結局検察側は、ある部分は厳密にやって、他の部分はそうではないことになる。
このような使い分けが、他の証拠でも検察側の主張に都合良く恣意的に行われる可能性が否めなくなる。

加えて、第6回公判においては検察側が証言を都合良い方向に「盛っているのではないか」という疑念がある。
証人M氏は弁護側反対尋問によると、「平成25年6月15日付警察官調書」と「同4月24日付検察官調書」で、「100行程度のプログラム」及び「関数は一つ」と供述しているとのこと。
しかし、検察側主尋問では以下のやり取り。
  「ソースコードのボリュームはどれくらいか」→「200行くらい」
  「関数はいくつ使われていたか」→「2つか3つくらい」

肝心のソースコードをM氏は検察から見せられていないというのに、調書から1年ぐらいも経って証言の数字は検察側に都合の良い方向へ2倍以上になっている。
検察側はM氏と事前打ち合わせを行っているということだが、M氏は法廷でも記憶が曖昧だった。
それなのに都合の良い方向に数字が増えているということは、事前打ち合わせで証言を盛るような誘導があったのではないか、という疑念を持たれても仕方がない話である。
個人的には「ここまで露骨にやるのか」と驚きを禁じ得ない。
裁判長も自ら尋問したが、M氏から明確な答えは得られず、”健全な社会常識”に立って裁判長はどういう心証を持っただろうか。

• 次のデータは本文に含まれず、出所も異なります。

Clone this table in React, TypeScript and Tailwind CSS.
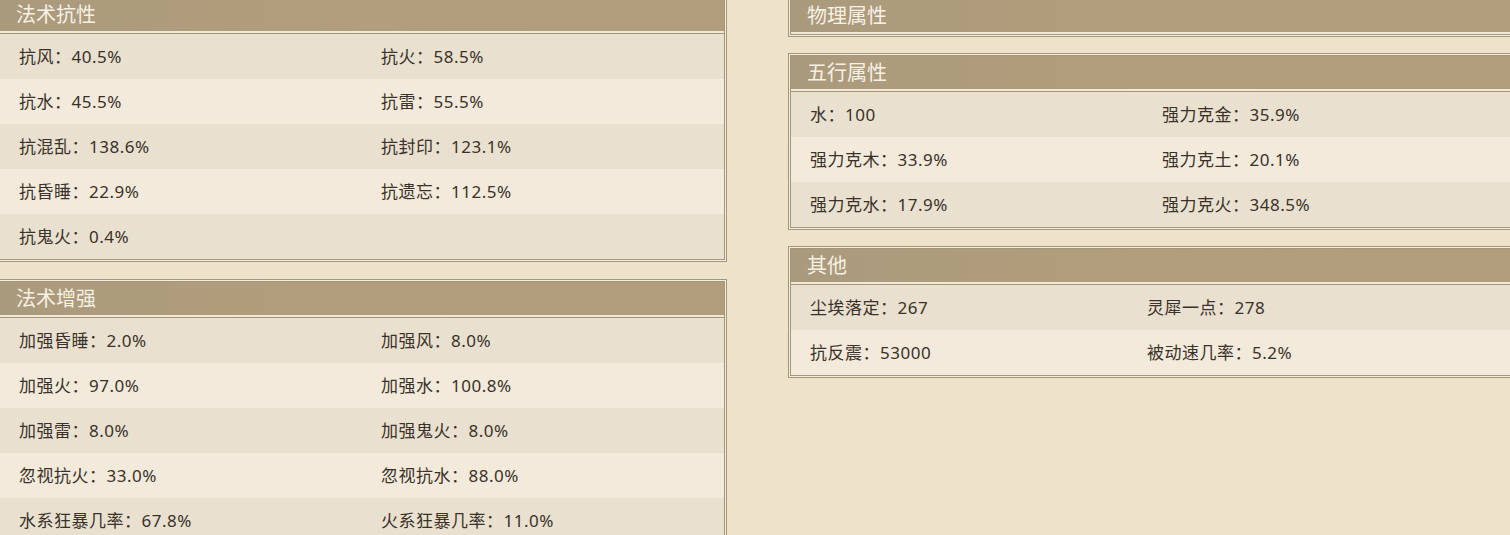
import React from "react";

type Row = [string, string];

const font = { fontFamily: '"Noto Sans", "Noto Sans CJK SC", sans-serif' };

function Panel({ title, rows, col }: { title: string; rows: Row[]; col: string }) {
  return (
    <div className="border border-[#a2967b] bg-[#f4ecdc] p-px">
      <div className="border border-[#a2967b]">
        <div className="flex h-[33px] items-center bg-gradient-to-r from-[#aa9a7c] via-[#b29e7c] to-[#b19d7b] px-4 text-[20px] text-[#f7f1e4]">
          {title}
        </div>
        <div className="h-[2px] bg-[#f1e8d6]" />
        {rows.length > 0 && (
          <div className="border-t border-[#a2967b]">
            {rows.map((r, i) => (
              <div
                key={i}
                className={`flex h-[45px] items-center text-[17px] tracking-[0.5px] text-[#3a322a] ${
                  i % 2 === 0 ? "bg-[#e9e0cf]" : "bg-[#f3eadb]"
                }`}
              >
                <div className={`${col} shrink-0 pl-[19px]`}>{r[0]}</div>
                <div className="pl-[19px]">{r[1]}</div>
              </div>
            ))}
          </div>
        )}
      </div>
    </div>
  );
}

export default function App() {
  return (
    <div className="h-[535px] w-[1510px] overflow-hidden bg-[#eee3ca]" style={font}>
      <div className="ml-[-3px] flex gap-[61px]">
        <div className="mt-[-5px] flex w-[730px] shrink-0 flex-col gap-[17px]">
          <Panel
            title="法术抗性"
            col="w-[362px]"
            rows={[
              ["抗风：40.5%", "抗火：58.5%"],
              ["抗水：45.5%", "抗雷：55.5%"],
              ["抗混乱：138.6%", "抗封印：123.1%"],
              ["抗昏睡：22.9%", "抗遗忘：112.5%"],
              ["抗鬼火：0.4%", ""],
            ]}
          />
          <Panel
            title="法术增强"
            col="w-[362px]"
            rows={[
              ["加强昏睡：2.0%", "加强风：8.0%"],
              ["加强火：97.0%", "加强水：100.8%"],
              ["加强雷：8.0%", "加强鬼火：8.0%"],
              ["忽视抗火：33.0%", "忽视抗水：88.0%"],
              ["水系狂暴几率：67.8%", "火系狂暴几率：11.0%"],
            ]}
          />
        </div>
        <div className="mt-[-4px] flex w-[740px] shrink-0 flex-col gap-[16px]">
          <Panel title="物理属性" col="w-[352px]" rows={[]} />
          <Panel
            title="五行属性"
            col="w-[352px]"
            rows={[
              ["水：100", "强力克金：35.9%"],
              ["强力克木：33.9%", "强力克土：20.1%"],
              ["强力克水：17.9%", "强力克火：348.5%"],
            ]}
          />
          <Panel
            title="其他"
            col="w-[337px]"
            rows={[
              ["尘埃落定：267", "灵犀一点：278"],
              ["抗反震：53000", "被动速几率：5.2%"],
            ]}
          />
        </div>
      </div>
    </div>
  );
}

このような例だけではなく本事件では特に検察側の問題点が色々見えて来ているが、弁護側・被告人にも問題点は存在する。
特に、以前から繰り返し述べてきているアリバイ検証の問題は、弁護側にも大きな課題となる。
検察側は丙社からのLogMeInアクセスもあると主張していることが明らかになった。
リモートアクセスでもほぼリアルタイムと想定すれば、検察側主張に対するアリバイ証明対象日時は更に増え、それらも含めてアリバイ可能性を探せることになるので、片山氏には思い出す取組をして貰いたいと思う。

なお、話は戻るが、M氏が貰ったというソフトの「SQL REPLACE」という名称は、主尋問におけるM氏証言の”画面と機能の関係を表にするツール”という説明とは直接つながりにくいように思える。
片山氏が述べた「「タイトル通り、SQLの特定パターンをある文字列に置き換えるものだったと思う」という方が納得性があり、検察側はここでも盛っているのではないかという疑念が出て来る。
個人的にはM氏証言全体に関して、検察側は逆効果ではないかと思えるぐらいの盛り方に感じるが、裁判長はどう捉えるか。

また、どちらかが真相かは別にしても、検察側は「クロにする」という一方向からだけ考えるのではなく、弁護側や被告人の主張も踏まえた上で、それが間違っているなら明確な理由を示して証明しておいた方が、結果的に検察側の主張も分かりやすいものになるだろう。
検察・警察側は権限も能力もあるのだから、正攻法で王道を貫いてもらいたいと思う。